I never believed anybody would read my stories. Though it was a dream of mine, it seemed only my loved ones believed I was worthy of a published collection. Working with Inkwater Press, I received help in editing and publishing. Now that it is done, and opening new doors for me with other projects, I will never be stifled by fear again.
What was an early experience in which you learned that language had power?
I first discovered the power of language when I lived in Nigeria. Nigeria, like many places, lives through the stories told by elders. As a girl, I heard countless tales of times before mine, and I would close my eyes and see vivid images formed from words. I have been trying to live up to the power of that kind of storytelling ever since.
What is your goal or wish for your book? Why was putting your work into the world important for you?

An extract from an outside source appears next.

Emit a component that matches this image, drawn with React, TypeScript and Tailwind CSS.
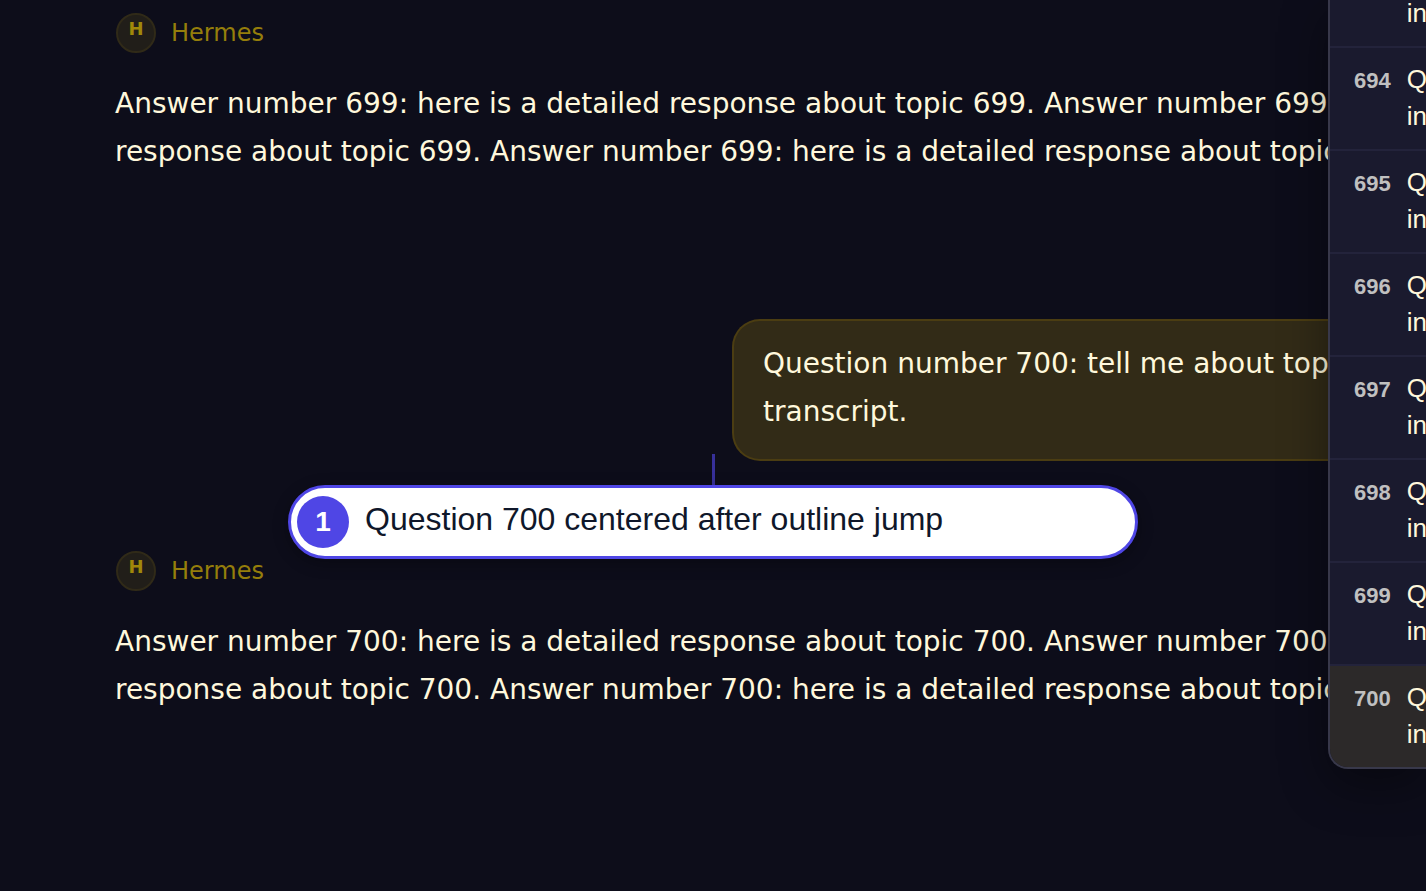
type Message = { topic: number };

const outline = [693, 694, 695, 696, 697, 698, 699, 700];

function AssistantMessage({ topic }: Message) {
  return (
    <article>
      <header className="flex items-center gap-[15px] pl-px">
        <span className="flex size-10 items-start justify-center rounded-full border-2 border-[#302a18] bg-[#211e19] pt-1 text-[18px] leading-5 font-bold text-[#a0880a]">
          H
        </span>
        <span className="text-2xl text-[#957e0b]">Hermes</span>
      </header>
      <p className="mt-[27px] whitespace-nowrap">
        Answer number {topic}: here is a detailed response about topic {topic}. Answer number {topic}: here is a detailed
        <br />
        response about topic {topic}. Answer number {topic}: here is a detailed response about topic {topic}.
      </p>
    </article>
  );
}

function UserMessage({ topic }: Message) {
  return (
    <article className="w-[596px] self-end overflow-hidden rounded-l-[28px] border-2 border-r-0 border-[#4b3d12] bg-[#322b17] pt-[19px] pb-[23px] pl-[29px] whitespace-nowrap">
      Question number {topic}: tell me about topic {topic} in the
      <br />
      transcript.
    </article>
  );
}

function OutlineRow({ topic }: Message) {
  const current = topic === 700;
  return (
    <li className={current ? "bg-[#2c2929]" : "border-b-2 border-[#23233b]"}>
      <a href={`#question-${topic}`} className="flex gap-4 pt-[13px] pb-[14px] pl-6">
        <span className="pt-[2px] text-[22px] leading-9 font-bold text-[#c0c0c0]">{topic}</span>
        <span className="text-[26px] leading-[37px] whitespace-nowrap text-[#fff8dc]">
          Question number {topic}: tell me about topic {topic}
          <br />
          in the transcript.
        </span>
      </a>
    </li>
  );
}

export default function App() {
  return (
    <div className="relative flex min-h-screen items-start overflow-hidden bg-[#0d0d1a] font-['DejaVu_Sans',sans-serif] text-[28px] leading-[48px] text-[#fff8dc]">
      <main className="flex min-w-0 flex-1 flex-col overflow-hidden pt-[9px]">
        <div className="pt-1 pl-[115px]">
          <AssistantMessage topic={699} />
        </div>
        <div className="mt-[143px] flex flex-col">
          <UserMessage topic={700} />
        </div>
        <div className="mt-[90px] pl-[115px]">
          <AssistantMessage topic={700} />
        </div>
      </main>

      <nav
        aria-label="Outline"
        className="relative w-[98px] shrink-0 overflow-hidden rounded-bl-[20px] border-b-2 border-l-2 border-[#38384a] bg-[#1a1a2e] font-['Liberation_Sans',sans-serif] shadow-[0_16px_48px_rgba(0,0,0,0.4)]"
      >
        <ul className="-mt-[55px]">
          {outline.map((topic) => (
            <OutlineRow key={topic} topic={topic} />
          ))}
        </ul>
      </nav>

      <div className="absolute inset-x-0 top-[454px] flex flex-col items-center font-['Liberation_Sans',sans-serif]">
        <span className="h-[31px] w-[3px] bg-[#37309a]" />
        <div className="flex h-[74px] w-[850px] items-center gap-4 rounded-full border-3 border-[#4f46e5] bg-white pl-1.5 shadow-[0_4px_16px_rgba(0,0,0,0.3)]">
          <span className="flex size-[52px] items-center justify-center rounded-full bg-[#4f46e5] text-[28px] font-bold text-white">
            1
          </span>
          <span className="pb-1.5 text-[32px] text-[#0f172a]">Question 700 centered after outline jump</span>
        </div>
      </div>
    </div>
  );
}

I spent most of my life feeling wrong for having my thoughts, and absolutely terrified to share them. When speaking up for myself in later years, I felt a responsibility to support others. I want to help dismantle the era of “sit down, shut up, and don’t say anything,” one heart at a time. And I just want No God like the Mother to be a bridge for me to connect with readers who understand that.
What have been some of the most challenging moments?
It’s always challenging to decide whether a piece of work is ready for other eyes. I used to fear making mistakes. Not anymore. Mistakes are a part of life. They are there to help us learn.
Were there times when you considered giving up on this project? If so, what helped get you through?
I’ve been working on my American mother’s story for years. Because of how chaotic life was for all of us, I wanted only to share the good, trivialize the bad, and entomb the ugly. All the while, my mother had been telling everyone that I was working on a book. When I told her I feared the embarrassment, she said, “Don’t hide nothing. That’s life.” With my concerns alleviated, I started building her story from where I left off. It fills me with immense joy and pride that I get to tell it.
What is your writing process like? Are there specific quirks, tricks, rules, or habits you have?
I must carve out time for writing. I was working full time and raising young children while putting together No God like the Mother—that might explain the decade it took to complete. Now, I am fortunate to have more time to focus on writing, so when the house is empty, I utilize the silence. No phone. No TV. No solicitors. Just me, the computer, and the (silent) dog.
What is different and important about your book? What does it add to the conversation?
I have heard on many occasions that there are taboo topics in African stories, particularly African women’s stories—so I decided to tell stories that focus on those topics. I was born to a woman whose pain had been forced into submission for so long that it showed up in me and my children. Though my voice was frail, my words were strong. When my fury was unleashed, I decided this agony could no longer live on inside my silence. It is why I find myself on the mend. It is why I write.
What advice or wisdom would you like to pass on to others?
This feels very personal. It crushes me that criticism has become more restrictive than constructive. I always welcome feedback and discussion with my work—but I will not have another person steering my imagination. No sir, no way, no how. Do not let anyone stifle your creativity, my friends.
Do you have a favorite quote or mantra?
A lesson from my late mother is: Be passionate, but don’t forget to be compassionate.
About Kesha Fisher
Kesha Ajose Fisher, whose essays and stories have been published in several online and print collections, writes from singular experience. Born in Chicago, Fisher was raised in Nigeria, Texas, and California. She now makes her home in Portland, Oregon, where she lives with her four children, her husband, and her poodle/bichon mix, Oscar. She has worked as a counselor with disadvantaged youth, and also as an advocate for African immigrants and refugees. Vividly informed by the struggle, triumph, love, and pain of her own life and the lives of her clients, Fisher’s writing documents the bitter suffering of characters in seemingly inescapable predicaments.